Some of them were presented as history. Consider Livy (Titus Livius)'s book "History of Rome". It describes the careers of members of the Scipio family, and that family's tomb complex has indeed been found. It also describes how the founder of Rome was the son of a god and a virgin.

Such historical figures as Pythagoras, Plato, Alexander the Great, and Augustus Caesar have supposedly been conceived by divine impregnation, at least in some accounts of them.
 
As far as I know the born of a virgin claim is a mistranslation of a word that is better translated as maiden or young woman.
That's Isaiah 7:14: For this reason the Lord himself will give you a confirming sign.[a] Look, this young woman[c] is about to conceive[d] and will give birth to a son. You, young woman, will name him[e] Immanuel.[f] (NET Bible)

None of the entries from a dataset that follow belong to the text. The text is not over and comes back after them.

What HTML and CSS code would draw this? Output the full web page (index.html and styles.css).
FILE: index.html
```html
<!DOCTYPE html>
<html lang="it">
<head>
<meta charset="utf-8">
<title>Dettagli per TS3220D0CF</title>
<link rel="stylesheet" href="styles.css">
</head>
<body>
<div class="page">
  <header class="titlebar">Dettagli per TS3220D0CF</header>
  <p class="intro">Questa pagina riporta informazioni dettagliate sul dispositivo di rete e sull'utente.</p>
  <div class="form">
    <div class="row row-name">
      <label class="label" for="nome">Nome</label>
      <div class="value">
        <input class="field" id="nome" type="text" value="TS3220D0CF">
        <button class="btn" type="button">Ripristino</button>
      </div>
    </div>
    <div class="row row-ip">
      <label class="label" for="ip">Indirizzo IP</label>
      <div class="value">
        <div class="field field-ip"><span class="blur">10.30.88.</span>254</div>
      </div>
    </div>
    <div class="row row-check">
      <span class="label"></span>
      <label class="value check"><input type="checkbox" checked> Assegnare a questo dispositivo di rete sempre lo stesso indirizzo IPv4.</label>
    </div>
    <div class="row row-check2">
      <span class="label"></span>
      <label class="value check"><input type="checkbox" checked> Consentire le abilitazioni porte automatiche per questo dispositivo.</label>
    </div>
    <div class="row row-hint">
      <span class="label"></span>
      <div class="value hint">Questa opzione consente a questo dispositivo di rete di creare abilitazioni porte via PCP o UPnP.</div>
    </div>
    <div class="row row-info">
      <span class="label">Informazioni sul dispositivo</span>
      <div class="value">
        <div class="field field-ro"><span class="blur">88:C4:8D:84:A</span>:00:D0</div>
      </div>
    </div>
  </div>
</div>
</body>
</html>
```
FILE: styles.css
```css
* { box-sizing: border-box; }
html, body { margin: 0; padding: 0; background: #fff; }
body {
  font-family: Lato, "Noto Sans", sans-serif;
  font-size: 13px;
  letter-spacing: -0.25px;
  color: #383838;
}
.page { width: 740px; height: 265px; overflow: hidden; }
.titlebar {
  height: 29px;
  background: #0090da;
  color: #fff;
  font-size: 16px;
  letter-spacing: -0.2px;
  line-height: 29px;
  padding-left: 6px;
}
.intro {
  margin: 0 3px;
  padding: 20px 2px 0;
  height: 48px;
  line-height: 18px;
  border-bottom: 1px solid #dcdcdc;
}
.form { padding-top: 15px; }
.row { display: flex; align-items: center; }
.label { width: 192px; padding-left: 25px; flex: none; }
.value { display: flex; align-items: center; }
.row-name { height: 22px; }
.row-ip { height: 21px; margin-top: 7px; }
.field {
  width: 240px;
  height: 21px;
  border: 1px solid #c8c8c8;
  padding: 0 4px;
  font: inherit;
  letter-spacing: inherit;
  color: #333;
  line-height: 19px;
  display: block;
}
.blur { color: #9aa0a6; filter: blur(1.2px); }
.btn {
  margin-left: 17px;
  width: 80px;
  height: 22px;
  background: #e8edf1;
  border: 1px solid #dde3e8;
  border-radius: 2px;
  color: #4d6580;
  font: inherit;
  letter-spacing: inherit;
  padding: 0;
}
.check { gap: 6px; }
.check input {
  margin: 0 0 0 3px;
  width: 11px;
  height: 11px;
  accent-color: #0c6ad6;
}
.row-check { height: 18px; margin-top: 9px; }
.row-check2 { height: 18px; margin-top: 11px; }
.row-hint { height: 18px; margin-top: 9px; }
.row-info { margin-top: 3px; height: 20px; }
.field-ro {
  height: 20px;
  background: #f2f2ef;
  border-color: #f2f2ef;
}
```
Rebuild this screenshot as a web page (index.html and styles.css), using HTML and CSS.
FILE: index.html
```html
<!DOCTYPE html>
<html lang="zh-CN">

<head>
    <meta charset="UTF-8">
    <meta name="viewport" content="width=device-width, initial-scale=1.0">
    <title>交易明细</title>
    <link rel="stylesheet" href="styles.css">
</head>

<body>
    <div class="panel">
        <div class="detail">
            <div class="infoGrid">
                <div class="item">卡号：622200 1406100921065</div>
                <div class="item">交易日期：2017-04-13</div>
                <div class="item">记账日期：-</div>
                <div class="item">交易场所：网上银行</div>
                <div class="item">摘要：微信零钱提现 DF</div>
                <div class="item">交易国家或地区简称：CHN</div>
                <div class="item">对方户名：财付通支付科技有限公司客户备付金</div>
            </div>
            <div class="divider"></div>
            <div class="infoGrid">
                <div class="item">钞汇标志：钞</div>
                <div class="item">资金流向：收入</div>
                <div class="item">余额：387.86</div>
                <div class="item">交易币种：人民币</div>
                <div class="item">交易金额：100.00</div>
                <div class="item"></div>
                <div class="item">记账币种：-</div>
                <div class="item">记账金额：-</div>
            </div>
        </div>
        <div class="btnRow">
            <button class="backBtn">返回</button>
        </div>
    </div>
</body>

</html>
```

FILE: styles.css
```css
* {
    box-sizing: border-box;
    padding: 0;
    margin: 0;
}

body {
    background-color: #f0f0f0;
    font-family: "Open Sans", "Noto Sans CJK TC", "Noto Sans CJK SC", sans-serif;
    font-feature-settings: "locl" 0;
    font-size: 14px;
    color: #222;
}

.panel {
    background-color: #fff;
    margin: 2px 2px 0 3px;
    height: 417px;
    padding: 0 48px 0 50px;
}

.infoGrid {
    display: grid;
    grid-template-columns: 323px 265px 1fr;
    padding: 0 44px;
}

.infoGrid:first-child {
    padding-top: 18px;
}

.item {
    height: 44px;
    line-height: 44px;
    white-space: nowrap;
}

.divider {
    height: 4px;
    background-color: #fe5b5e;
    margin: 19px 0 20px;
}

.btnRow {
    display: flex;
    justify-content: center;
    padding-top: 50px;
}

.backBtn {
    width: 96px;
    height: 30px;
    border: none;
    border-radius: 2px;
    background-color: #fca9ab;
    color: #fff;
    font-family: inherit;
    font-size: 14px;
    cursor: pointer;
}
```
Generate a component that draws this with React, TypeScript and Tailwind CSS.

Translation (strongs 5959) is either of these, depending which is used:

1) virgin, young woman
1a) of marriageable age
1b) maid or newly married

(*deleted this bit for another post)


It appears to be an attempt to fulfill prophesy based on a mistranslation of verse.
 
Translation (strongs 5959) is either of these, depending which is used:

1) virgin, young woman
1a) of marriageable age
1b) maid or newly married

(*deleted this bit for another post)

It appears to be an attempt to fulfill prophesy based on a mistranslation of verse.

Or else it's an example of people collecting bits of verse like they collect charms or anything else and spinning these bits of prose into a larger story based on bias. It's an exercise in superstition.
 
Well there are a lot of "bits" combined and other bits stilll being studied will be added to the collection. Mistranslations and biases happens with believers and non-believers alike.

( Didn't feel in the mood tbh, i.e. "its says this ....no it says that," getting into a toing and froing regarding the verse)
 
The NBA basketball player Allen Iverson was technically “born of a virgin.” Apparently his mother was impregnated without actual penetration. So it can happen.